## Collected material
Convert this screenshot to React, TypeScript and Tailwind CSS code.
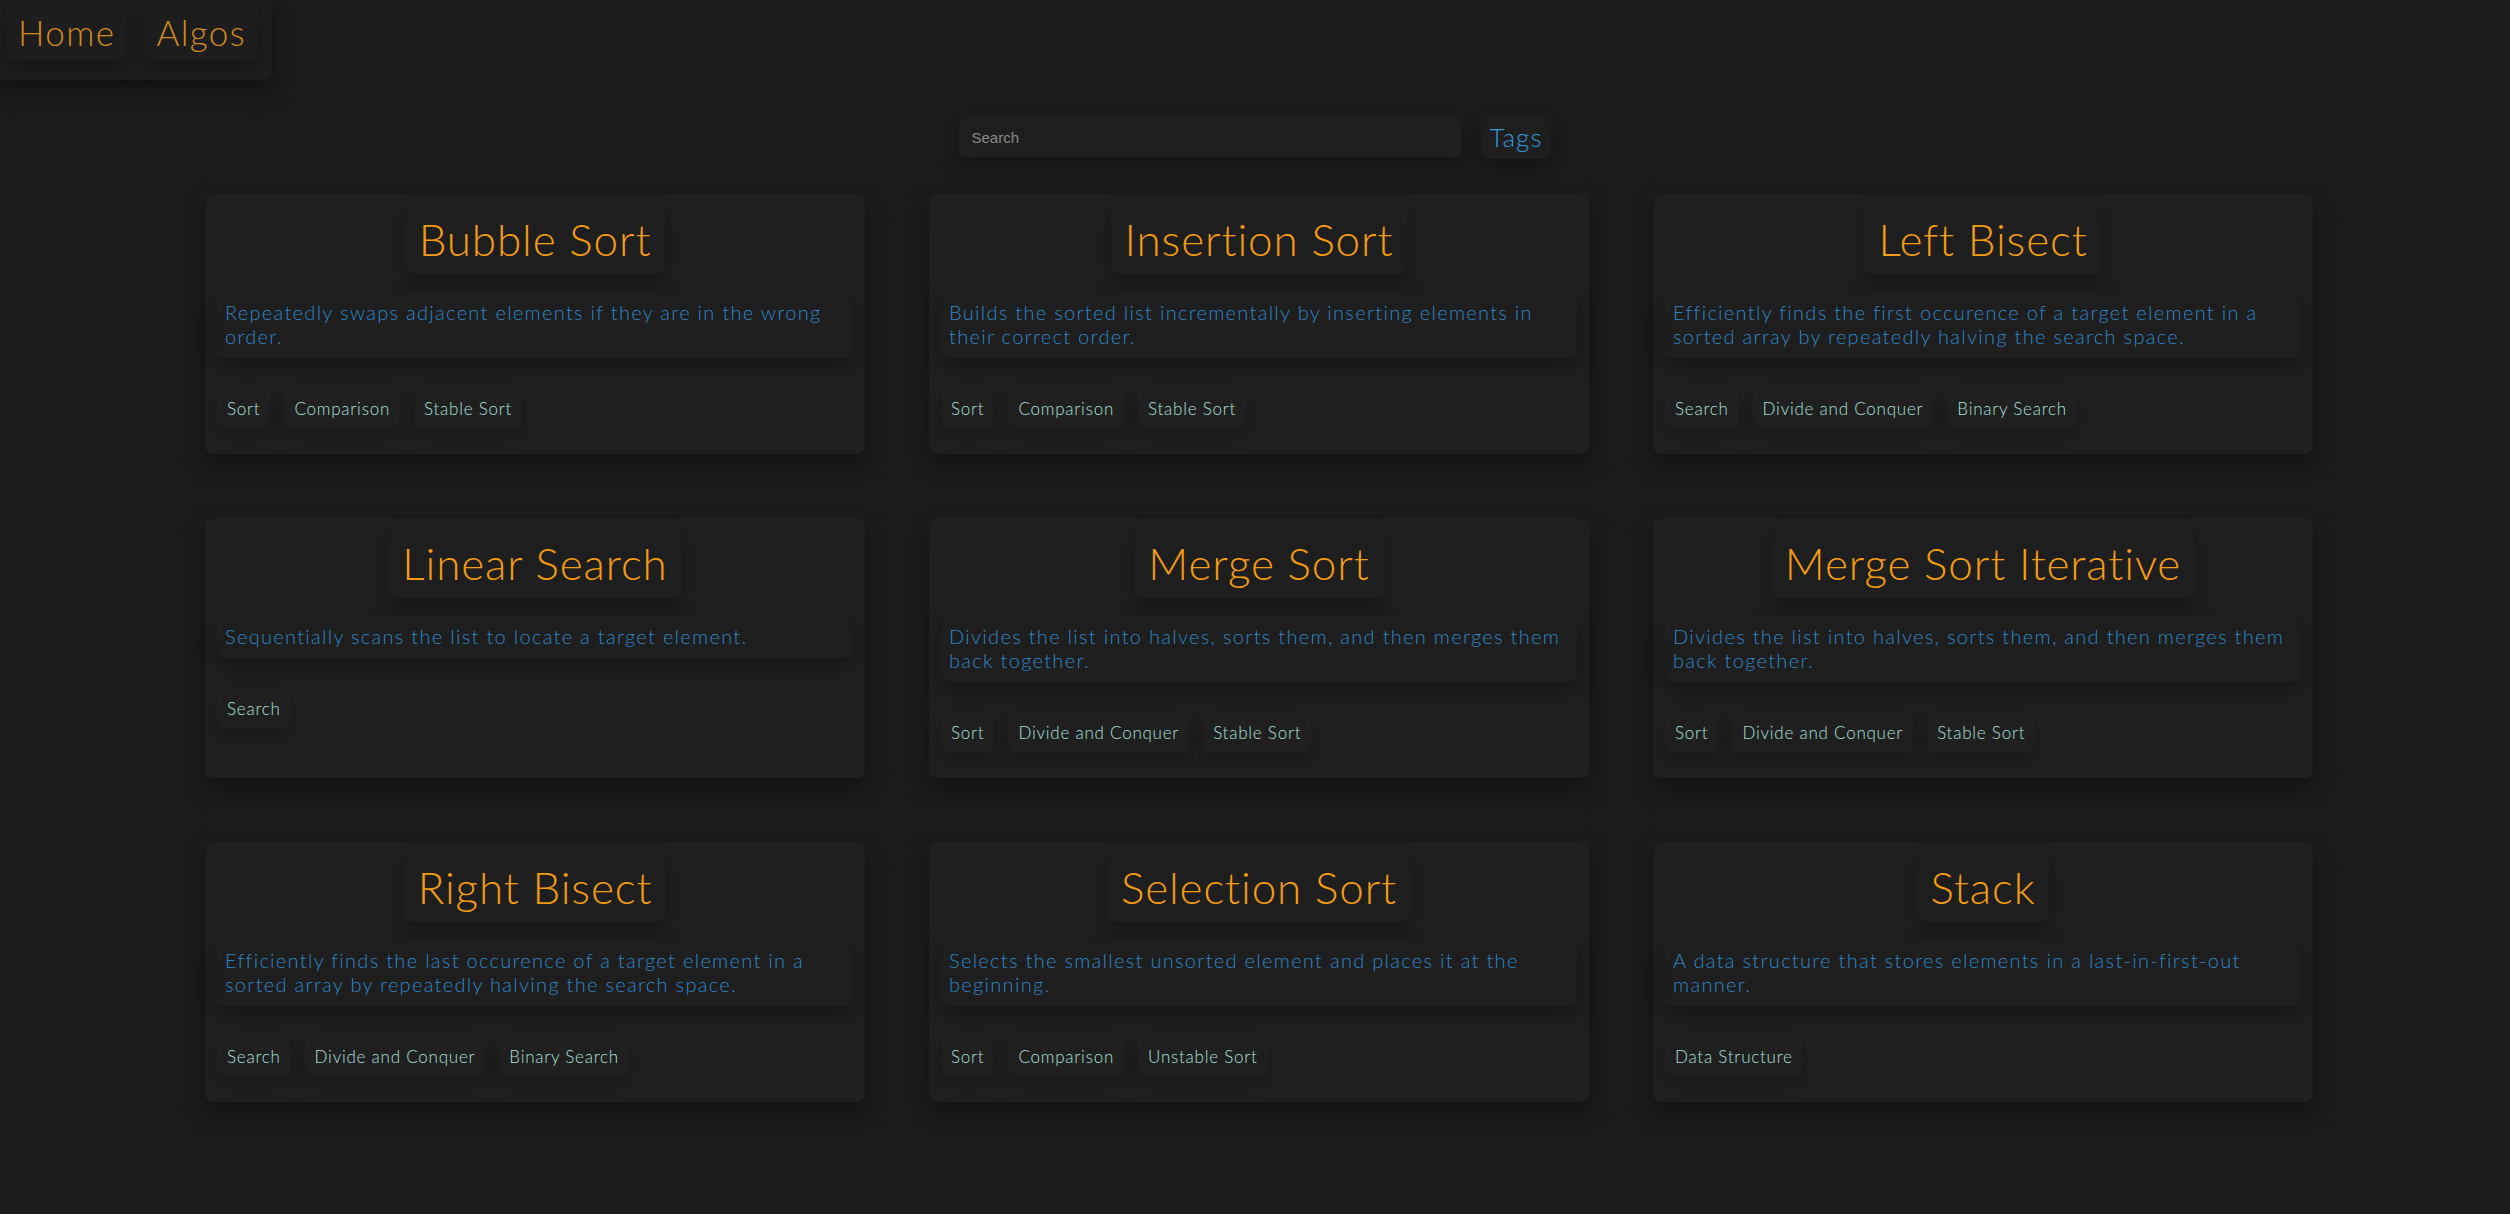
import React from "react";

type Algo = { name: string; desc: string; tags: string[] };

const algos: Algo[] = [
  {
    name: "Bubble Sort",
    desc: "Repeatedly swaps adjacent elements if they are in the wrong order.",
    tags: ["Sort", "Comparison", "Stable Sort"],
  },
  {
    name: "Insertion Sort",
    desc: "Builds the sorted list incrementally by inserting elements in their correct order.",
    tags: ["Sort", "Comparison", "Stable Sort"],
  },
  {
    name: "Left Bisect",
    desc: "Efficiently finds the first occurence of a target element in a sorted array by repeatedly halving the search space.",
    tags: ["Search", "Divide and Conquer", "Binary Search"],
  },
  {
    name: "Linear Search",
    desc: "Sequentially scans the list to locate a target element.",
    tags: ["Search"],
  },
  {
    name: "Merge Sort",
    desc: "Divides the list into halves, sorts them, and then merges them back together.",
    tags: ["Sort", "Divide and Conquer", "Stable Sort"],
  },
  {
    name: "Merge Sort Iterative",
    desc: "Divides the list into halves, sorts them, and then merges them back together.",
    tags: ["Sort", "Divide and Conquer", "Stable Sort"],
  },
  {
    name: "Right Bisect",
    desc: "Efficiently finds the last occurence of a target element in a sorted array by repeatedly halving the search space.",
    tags: ["Search", "Divide and Conquer", "Binary Search"],
  },
  {
    name: "Selection Sort",
    desc: "Selects the smallest unsorted element and places it at the beginning.",
    tags: ["Sort", "Comparison", "Unstable Sort"],
  },
  {
    name: "Stack",
    desc: "A data structure that stores elements in a last-in-first-out manner.",
    tags: ["Data Structure"],
  },
];

const font = "font-['Lato_Light','Lato','Noto_Sans',sans-serif] font-light";
const shadow = "shadow-[0_10px_22px_rgba(0,0,0,0.38)]";
const softShadow = "shadow-[0_8px_18px_rgba(0,0,0,0.3)]";
const tagShadow = "shadow-[0_8px_16px_rgba(0,0,0,0.22)]";

const AlgoCard: React.FC<{ algo: Algo }> = ({ algo }) => {
  return (
    <div
      className={`h-[260px] flex flex-col px-3 pt-[10px] rounded-lg bg-[#1f1f1f] ${shadow}`}
    >
      <div className="flex justify-center">
        <div
          className={`h-[70px] flex items-center px-[14px] rounded-lg bg-[#1e1e1e] text-[#f39c12] text-[44px] tracking-[0.02em] ${softShadow}`}
        >
          {algo.name}
        </div>
      </div>
      <div
        className={`mt-[18px] px-2 pt-2 pb-[10px] rounded-lg bg-[#1e1e1e] text-[#2e86c7] text-[20px] leading-[24px] tracking-[0.065em] ${softShadow}`}
      >
        {algo.desc}
      </div>
      <div className="mt-[31px] flex gap-[14px]">
        {algo.tags.map((t) => (
          <div
            key={t}
            className={`px-[10px] py-2 rounded-lg bg-[#1f1f1f] text-[#a9e0dc] text-[17px] leading-[23px] tracking-[0.045em] ${tagShadow}`}
          >
            {t}
          </div>
        ))}
      </div>
    </div>
  );
};

export default function App() {
  return (
    <div className={`h-[1214px] overflow-hidden bg-[#1c1c1c] ${font}`}>
      <nav
        className={`w-[272px] h-[80px] flex gap-[17px] pl-[6px] pt-[4px] rounded-br-lg bg-[#1e1e1e] ${shadow}`}
      >
        {["Home", "Algos"].map((l) => (
          <a
            key={l}
            className={`h-[56px] flex items-center px-[12px] rounded-lg bg-[#1d1d1d] text-[#cf8a1d] text-[35px] tracking-[0.04em] ${softShadow}`}
          >
            {l}
          </a>
        ))}
      </nav>

      <div className="mt-[35px] flex justify-center items-center gap-[20px]">
        <input
          placeholder="Search"
          className={`w-[502px] h-[42px] px-3 rounded-lg bg-[#1e1e1e] outline-none text-[15px] text-white placeholder:text-[#8a8a8a] font-['Liberation_Sans',Arial,sans-serif] font-normal ${softShadow}`}
        />
        <button
          className={`h-[44px] px-[8px] rounded-lg bg-[#1e1e1e] text-[#3498db] text-[26px] tracking-[0.04em] ${softShadow}`}
        >
          Tags
        </button>
      </div>

      <div className="mt-[35px] ml-[205px] w-[2108px] grid grid-cols-3 gap-[64px]">
        {algos.map((a) => (
          <AlgoCard key={a.name} algo={a} />
        ))}
      </div>
    </div>
  );
}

## Exercise
Copy all lines of the listing above that contain the string "React".

## Complete answer
Convert this screenshot to React, TypeScript and Tailwind CSS code.
import React from "react";
const AlgoCard: React.FC<{ algo: Algo }> = ({ algo }) => {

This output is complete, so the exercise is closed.